Hi there, I am an 18 year old female who was recently diagnosed with IBS-D/C. I had been having stomach issues for a while, but they really intensified over the past two months. After many consultations and tests, my doctor determined that IBS was the issue. Unfortunalty, all this began right before I left for a 3 week study abroad in Greece. I went on the trip anyway, and was crushed to find that my symptoms would have a major flare up so far away from home. I'm still on the trip right now, and while I am trying to enjoy the experience, it has been really hard because I often have to rush back to our apartment and cut other people's trips short or just not go at all. This has put a damper on my trip to say the least, and while my friends are supportive, I feel guilty that I'm such a burden on our travels, and I find myself avoiding trips at all. I haven't been able to detect a clear pattern or set of triggers, and that's making this hard to manage.
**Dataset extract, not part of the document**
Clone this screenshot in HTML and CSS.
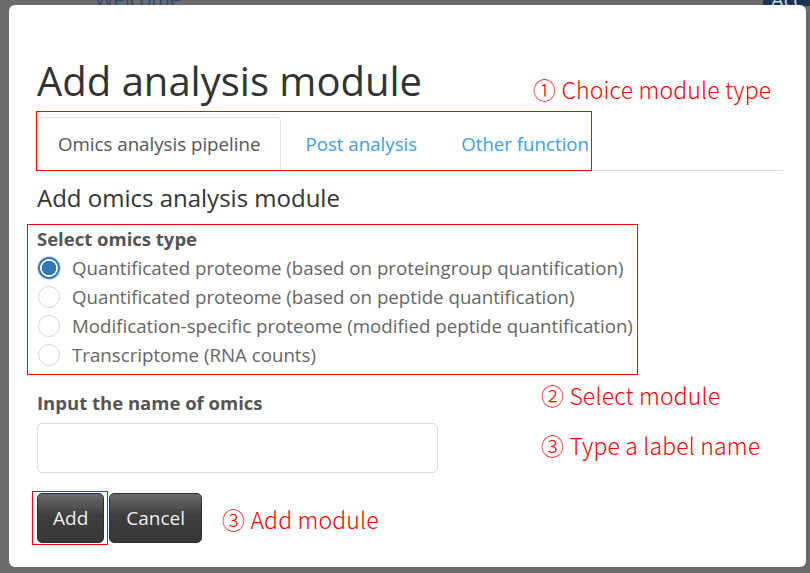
FILE: index.html
```html
<!DOCTYPE html>
<html>
<head>
<meta charset="utf-8">
<link rel="stylesheet" href="styles.css">
</head>
<body>
<div class="page">
  <div class="page-top">
    <span class="welcome">Welcome</span>
    <span class="nav-box">Acc</span>
  </div>
  <div class="modal">
    <div class="title-row">
      <h1 class="title">Add analysis module</h1>
      <span class="note note-1">① Choice module type</span>
    </div>
    <div class="tabs-wrap">
      <ul class="tabs">
        <li class="tab active">Omics analysis pipeline</li>
        <li class="tab">Post analysis</li>
        <li class="tab">Other function</li>
      </ul>
      <div class="mark mark-tabs"></div>
    </div>
    <h2 class="subtitle">Add omics analysis module</h2>
    <div class="radio-box">
      <div class="label">Select omics type</div>
      <label class="radio-row"><span class="radio checked"></span>Quantificated proteome (based on proteingroup quantification)</label>
      <label class="radio-row"><span class="radio"></span>Quantificated proteome (based on peptide quantification)</label>
      <label class="radio-row"><span class="radio"></span>Modification-specific proteome (modified peptide quantification)</label>
      <label class="radio-row"><span class="radio"></span>Transcriptome (RNA counts)</label>
    </div>
    <div class="input-row">
      <div class="input-col">
        <div class="label">Input the name of omics</div>
        <div class="text-input"></div>
      </div>
      <div class="notes-col">
        <span class="note">② Select module</span>
        <span class="note">③ Type a label name</span>
      </div>
    </div>
    <div class="btn-row">
      <span class="add-mark"><button class="btn">Add</button></span>
      <button class="btn">Cancel</button>
      <span class="note note-add">③ Add module</span>
    </div>
  </div>
</div>
</body>
</html>
```

FILE: styles.css
```css
* { box-sizing: border-box; }
html, body { margin: 0; padding: 0; }
body {
  width: 810px;
  height: 573px;
  overflow: hidden;
  background: #6b6b6b;
  font-family: "Open Sans", "Noto Sans", sans-serif;
}
.page { position: relative; width: 810px; height: 573px; }
.page-top {
  position: absolute;
  left: 0; top: 0; width: 810px; height: 6px;
  overflow: hidden;
}
.welcome {
  position: absolute;
  left: 95px; top: -14px;
  font-size: 20px;
  color: #2b4a78;
}
.nav-box {
  position: absolute;
  left: 763px; top: -14px; width: 47px; height: 20px;
  background: #1d3455;
  color: #c9d3e0;
  font-size: 20px;
  padding-left: 8px;
}
.modal {
  position: absolute;
  left: 9px; top: 5px;
  width: 797px; height: 562px;
  background: #fff;
  border-radius: 6px;
  padding: 0 0 0 28px;
}
.title-row {
  display: flex;
  align-items: flex-end;
  height: 102px;
}
.title {
  margin: 0;
  font-weight: 400;
  font-size: 40px;
  line-height: 44px;
  color: #333;
  padding-bottom: 4px;
}
.note {
  font-family: "Noto Sans CJK SC", "Noto Sans", sans-serif;
  font-weight: 300;
  color: #ff0000;
  font-size: 23px;
  line-height: 28px;
  letter-spacing: 0.15px;
}
.note-1 { margin-left: 111px; padding-bottom: 4px; }
.tabs-wrap { position: relative; width: 746px; }
.tabs {
  list-style: none;
  margin: 0; padding: 0;
  display: flex;
  border-bottom: 1px solid #dedede;
  height: 54px;
  margin-top: 10px;
}
.tab {
  padding: 0 20px;
  margin-right: 4px;
  font-size: 18.7px;
  line-height: 54px;
  color: #3d9df0;
}
.tab.active {
  color: #555;
  border: 1px solid #e2e2e2;
  border-bottom-color: #fff;
  border-radius: 4px 4px 0 0;
  height: 54px;
  line-height: 52px;
}
.mark-tabs {
  position: absolute;
  left: -1px; top: -6px;
  width: 556px; height: 60px;
  border: 1px solid #ff0000;
}
.subtitle {
  margin: 0;
  font-weight: 400;
  font-size: 24px;
  line-height: 30px;
  color: #333;
  padding-top: 12px;
}
.radio-box {
  margin-top: 11px;
  margin-left: -10px;
  width: 611px;
  border: 1px solid #ff0000;
  padding: 0 0 5px 9px;
}
.label {
  font-weight: 700;
  font-size: 18.5px;
  line-height: 28px;
  color: #555;
}
.radio-row {
  display: flex;
  align-items: center;
  height: 29px;
  font-size: 18.7px;
  color: #666;
}
.radio {
  width: 22px; height: 22px;
  border-radius: 50%;
  border: 1px solid #d6d6d6;
  margin: 0 12px 0 1px;
  flex: none;
  background: #fff;
}
.radio.checked {
  border: 2px solid #337ab7;
  background: radial-gradient(circle, #337ab7 0 7px, #fff 7.5px 100%);
  box-shadow: 0 0 0 1px #cfe0f0;
}
.input-row {
  display: flex;
  margin-top: 14px;
}
.input-col { width: 401px; }
.input-col .label { line-height: 28px; }
.text-input {
  margin-top: 6px;
  width: 401px; height: 50px;
  border: 1px solid #dcdcdc;
  border-radius: 5px;
}
.notes-col {
  display: flex;
  flex-direction: column;
  gap: 22px;
  margin-left: 103px;
  margin-top: -8px;
}
.btn-row {
  display: flex;
  align-items: center;
  margin-top: 18px;
  margin-left: -5px;
}
.add-mark {
  border: 1px solid #ff0000;
  padding: 1px 3px 1px 4px;
  display: inline-flex;
}
.btn {
  height: 50px;
  padding: 0 15px;
  border: 1px solid #2e2e2e;
  border-radius: 5px;
  background: linear-gradient(#6b6b6b, #3e3e3e 45%, #383838);
  color: #f0f0f0;
  font-family: "Open Sans", sans-serif;
  font-size: 19px;
}
.btn-row > .btn { margin-left: 1px; padding: 0 16px; }
.note-add { margin-left: 20px; margin-top: 2px; }
```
I've been talking to my parents about it on the phone, but they seem annoyed that I'm not having the time of my life. I'm trying to enjoy the trip, but the pain and fear of accidents is starting to overwhelm me. Any tips for managing IBS away from home or tips for someone who's early in the disease? I've tried cutting our certain foods, taking my medication, etc, but I'm not finding much relief. To be honest, it's hard not to get kind of depressed at times. Any advice is welcome!


----------



## Filbert (May 25, 2017)

Hi Lilly, do you recall taking any Antibiotics in the last year? such as for a cold/flu or after a dental procedure? If so, you may have Candida overgrowth. It's very easy to identify, see (



). A clear indicator is if you have oral thrush (consistent white and sometimes yellow spots on your tongue). I had the same issues with you when I went to Thailand with some friends, I had to go to the toilet 6x a day and hold up everything, so I know what you're going through. I hate to say it, but [most] doctors, parents and friends won't be any help because they don't know/care how soul crushing it feels. Let me know how you go with the spit test for Candida overgrowth.


----------